I remember almost buying a 300 baud modem back when I still had a (ughh) Apple II, but for some reason I can't recall what my first modem was once I switched to a PC. The most interesting modem I had was a US Robotics Courier HST, before high speed standards were developed.

And that brings up another 80's phenomenon: Compuserve dial-up service!


----------



## Christinebitg

KD_LA said:


> Compuserve dial-up service!


I still remember my CompuServe number, after all these years.

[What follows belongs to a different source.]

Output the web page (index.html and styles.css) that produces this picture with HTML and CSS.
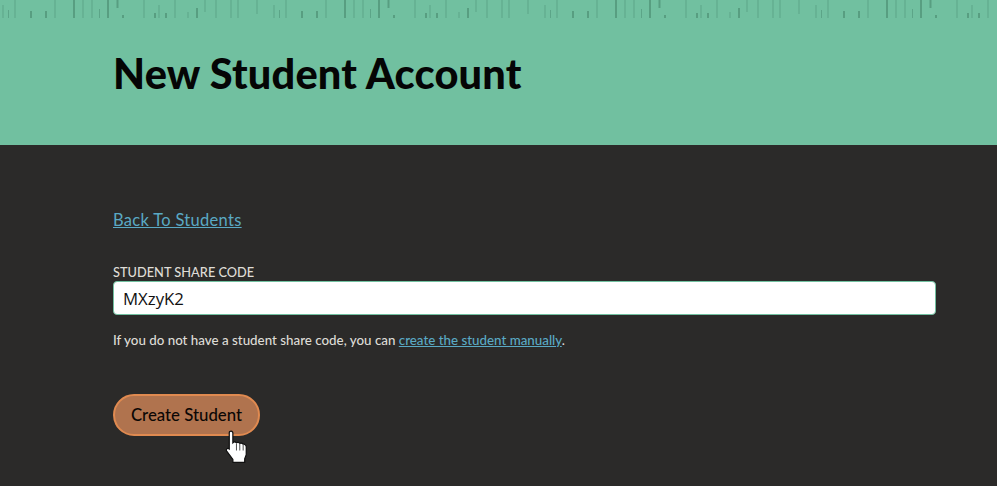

I also remember their dialup system, and Prodigy's too. After AOL pushed them into not charging by the minute, I would chat when I travelled for business. It was a significant form of entertainment for me, but not until in the 1990s.

Christine


----------



## Saltyoldman

deadmile said:


> That McDonald's pizza looks great thanks LoveBC hope a Uber lux call comes in for you and you don't get a citation for staging at the Costa Mesa circle K


Which one? Fairview and Sunflower


----------



## KD_LA

Christinebitg said:


> I still remember my CompuServe number, after all these years.
> 
> I also remember their dialup system, and Prodigy's too. After AOL pushed them into not charging by the minute, I would chat when I travelled for business. It was a significant form of entertainment for me, but not until in the 1990s.
> 
> Christine


I could only remember the 4 digits after the comma... but a Google search found the rest of me!
I had forgotten about Prodigy, but I still remember AOL running on DOS.


----------



## SideHustle UberAnnie

I could ride my bike to the 7-11 and buy cigarettes for my dad (and eventually for myself) - no questions asked. 
Carrying my record player to a friend's house to listen to music. 
Running around the mall unattended while your mother thought you were at the movies.
Having to buy your telephone directly from the Bell store because there was no other choice.
Secret code to get someone to answer phone - ring once, hang up and call right back.
Calling home collect and asking for the dog so my mom would know I got back to the dorm ok (without long distance charges).
Actually writing letters to someone - not just an email. 
No security cameras everywhere scrutinizing your every move.
My first office job ('89) had 1 computer for 4 people per cubicle and a typewriter at every desk.

Primitive times indeed.


----------



## OCJarvis

Back in the 80's, I could actually remember everyones phone number..


----------



## reg barclay

Back in the 80's, a phone's primary function was to make phone calls.


----------



## corniilius

Single parents could actually afford a home.


----------



## reg barclay

You could call your car the General Lee, paint a Confederate flag on it, and have your show on prime time TV:


----------



## OCJarvis

Lol @ Cooter



reg barclay said:


> You could call your car the General Lee, paint a Confederate flag on it, and have your show on prime time TV:
> 
> View attachment 266791
> View attachment 266792


----------



## tohunt4me

OCJarvis said:


> Back in the 80's, I could actually remember everyones phone number..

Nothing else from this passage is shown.